Set down the data below without change, skipping the pictures it holds.

── GIVEN MATERIAL

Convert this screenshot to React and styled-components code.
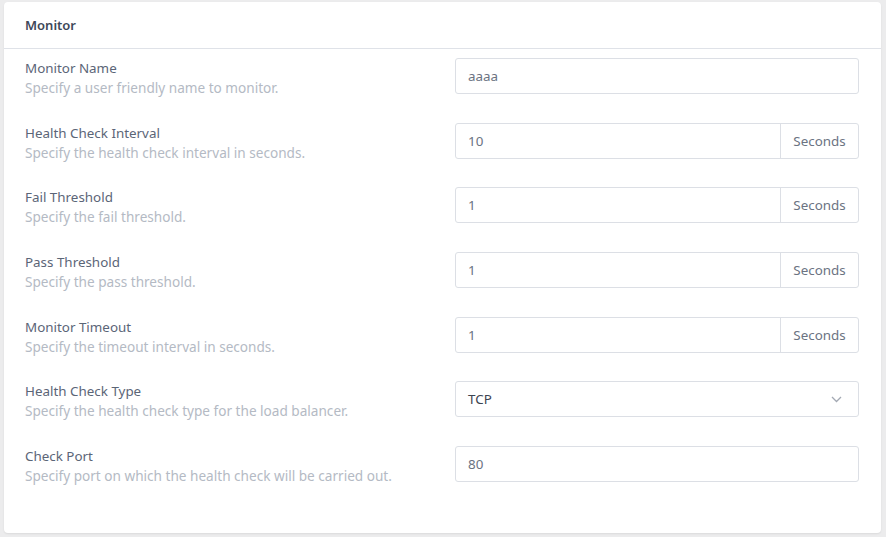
import styled, { createGlobalStyle } from "styled-components";

const GlobalStyle = createGlobalStyle`
	body {
		margin: 0;
		background: #ececed;
		font-family: "Noto Sans", Roboto, sans-serif;
	}
`;

const Page = styled.div`
	padding: 2px 5px 5px 4px;
`;

const Card = styled.section`
	background: #ffffff;
	border-radius: 4px;
	box-shadow: 0 1px 2px rgba(0, 0, 0, 0.08);
`;

const CardHeader = styled.header`
	display: flex;
	align-items: center;
	height: 46px;
	padding: 0 21px 1px;
	box-sizing: border-box;
	height: 47px;
	border-bottom: 1px solid #dfe2e8;
	font-size: 13px;
	font-weight: 600;
	color: #3e4859;
`;

const CardBody = styled.div`
	display: flex;
	flex-direction: column;
	gap: 28.7px;
	padding: 9px 22px 51px 21px;
`;

const Row = styled.div`
	display: grid;
	grid-template-columns: 1fr 404px;
	align-items: start;
	height: 36px;
`;

const LabelBlock = styled.div`
	display: flex;
	flex-direction: column;
	gap: 2px;
	padding-top: 2px;
`;

const Label = styled.div`
	font-size: 13.4px;
	line-height: 17px;
	color: #5b6577;
`;

const Hint = styled.div`
	font-size: 13.6px;
	line-height: 18px;
	color: #b4bac4;
`;

const Field = styled.div`
	display: flex;
	height: 36px;
	border: 1px solid #dcdfe5;
	border-radius: 3px;
	box-sizing: border-box;
	overflow: hidden;
`;

const Value = styled.div`
	flex: 1;
	display: flex;
	align-items: center;
	padding: 0 12px;
	font-size: 13.4px;
	color: ${(p) => (p.$dark ? "#3d4451" : "#6b7382")};
`;

const Addon = styled.div`
	display: flex;
	align-items: center;
	justify-content: center;
	width: 77px;
	border-left: 1px solid #dcdfe5;
	font-size: 13.4px;
	color: #6b7382;
`;

const Chevron = styled.svg`
	align-self: center;
	margin-right: 16px;
	width: 11px;
	height: 7px;
	fill: none;
	stroke: #a3a9b3;
	stroke-width: 1.3;
`;

const rows = [
	{ label: "Monitor Name", hint: "Specify a user friendly name to monitor.", value: "aaaa" },
	{ label: "Health Check Interval", hint: "Specify the health check interval in seconds.", value: "10", unit: "Seconds" },
	{ label: "Fail Threshold", hint: "Specify the fail threshold.", value: "1", unit: "Seconds" },
	{ label: "Pass Threshold", hint: "Specify the pass threshold.", value: "1", unit: "Seconds" },
	{ label: "Monitor Timeout", hint: "Specify the timeout interval in seconds.", value: "1", unit: "Seconds" },
	{ label: "Health Check Type", hint: "Specify the health check type for the load balancer.", value: "TCP", select: true },
	{ label: "Check Port", hint: "Specify port on which the health check will be carried out.", value: "80" },
];

const App = () => {
	return (
		<>
			<GlobalStyle />
			<Page>
				<Card>
					<CardHeader>Monitor</CardHeader>
					<CardBody>
						{rows.map((r) => (
							<Row key={r.label}>
								<LabelBlock>
									<Label>{r.label}</Label>
									<Hint>{r.hint}</Hint>
								</LabelBlock>
								<Field>
									<Value $dark={r.select}>{r.value}</Value>
									{r.unit && <Addon>{r.unit}</Addon>}
									{r.select && (
										<Chevron viewBox="0 0 11 7">
											<path d="M1 1l4.5 4.5L10 1" />
										</Chevron>
									)}
								</Field>
							</Row>
						))}
					</CardBody>
				</Card>
			</Page>
		</>
	);
};

export default App;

────

■ **SOLUTION TO THE EXERCISE**:
Convert this screenshot to React and styled-components code.
import styled, { createGlobalStyle } from "styled-components";

const GlobalStyle = createGlobalStyle`
	body {
		margin: 0;
		background: #ececed;
		font-family: "Noto Sans", Roboto, sans-serif;
	}
`;

const Page = styled.div`
	padding: 2px 5px 5px 4px;
`;

const Card = styled.section`
	background: #ffffff;
	border-radius: 4px;
	box-shadow: 0 1px 2px rgba(0, 0, 0, 0.08);
`;

const CardHeader = styled.header`
	display: flex;
	align-items: center;
	height: 46px;
	padding: 0 21px 1px;
	box-sizing: border-box;
	height: 47px;
	border-bottom: 1px solid #dfe2e8;
	font-size: 13px;
	font-weight: 600;
	color: #3e4859;
`;

const CardBody = styled.div`
	display: flex;
	flex-direction: column;
	gap: 28.7px;
	padding: 9px 22px 51px 21px;
`;

const Row = styled.div`
	display: grid;
	grid-template-columns: 1fr 404px;
	align-items: start;
	height: 36px;
`;

const LabelBlock = styled.div`
	display: flex;
	flex-direction: column;
	gap: 2px;
	padding-top: 2px;
`;

const Label = styled.div`
	font-size: 13.4px;
	line-height: 17px;
	color: #5b6577;
`;

const Hint = styled.div`
	font-size: 13.6px;
	line-height: 18px;
	color: #b4bac4;
`;

const Field = styled.div`
	display: flex;
	height: 36px;
	border: 1px solid #dcdfe5;
	border-radius: 3px;
	box-sizing: border-box;
	overflow: hidden;
`;

const Value = styled.div`
	flex: 1;
	display: flex;
	align-items: center;
	padding: 0 12px;
	font-size: 13.4px;
	color: ${(p) => (p.$dark ? "#3d4451" : "#6b7382")};
`;

const Addon = styled.div`
	display: flex;
	align-items: center;
	justify-content: center;
	width: 77px;
	border-left: 1px solid #dcdfe5;
	font-size: 13.4px;
	color: #6b7382;
`;

const Chevron = styled.svg`
	align-self: center;
	margin-right: 16px;
	width: 11px;
	height: 7px;
	fill: none;
	stroke: #a3a9b3;
	stroke-width: 1.3;
`;

const rows = [
	{ label: "Monitor Name", hint: "Specify a user friendly name to monitor.", value: "aaaa" },
	{ label: "Health Check Interval", hint: "Specify the health check interval in seconds.", value: "10", unit: "Seconds" },
	{ label: "Fail Threshold", hint: "Specify the fail threshold.", value: "1", unit: "Seconds" },
	{ label: "Pass Threshold", hint: "Specify the pass threshold.", value: "1", unit: "Seconds" },
	{ label: "Monitor Timeout", hint: "Specify the timeout interval in seconds.", value: "1", unit: "Seconds" },
	{ label: "Health Check Type", hint: "Specify the health check type for the load balancer.", value: "TCP", select: true },
	{ label: "Check Port", hint: "Specify port on which the health check will be carried out.", value: "80" },
];

const App = () => {
	return (
		<>
			<GlobalStyle />
			<Page>
				<Card>
					<CardHeader>Monitor</CardHeader>
					<CardBody>
						{rows.map((r) => (
							<Row key={r.label}>
								<LabelBlock>
									<Label>{r.label}</Label>
									<Hint>{r.hint}</Hint>
								</LabelBlock>
								<Field>
									<Value $dark={r.select}>{r.value}</Value>
									{r.unit && <Addon>{r.unit}</Addon>}
									{r.select && (
										<Chevron viewBox="0 0 11 7">
											<path d="M1 1l4.5 4.5L10 1" />
										</Chevron>
									)}
								</Field>
							</Row>
						))}
					</CardBody>
				</Card>
			</Page>
		</>
	);
};

export default App;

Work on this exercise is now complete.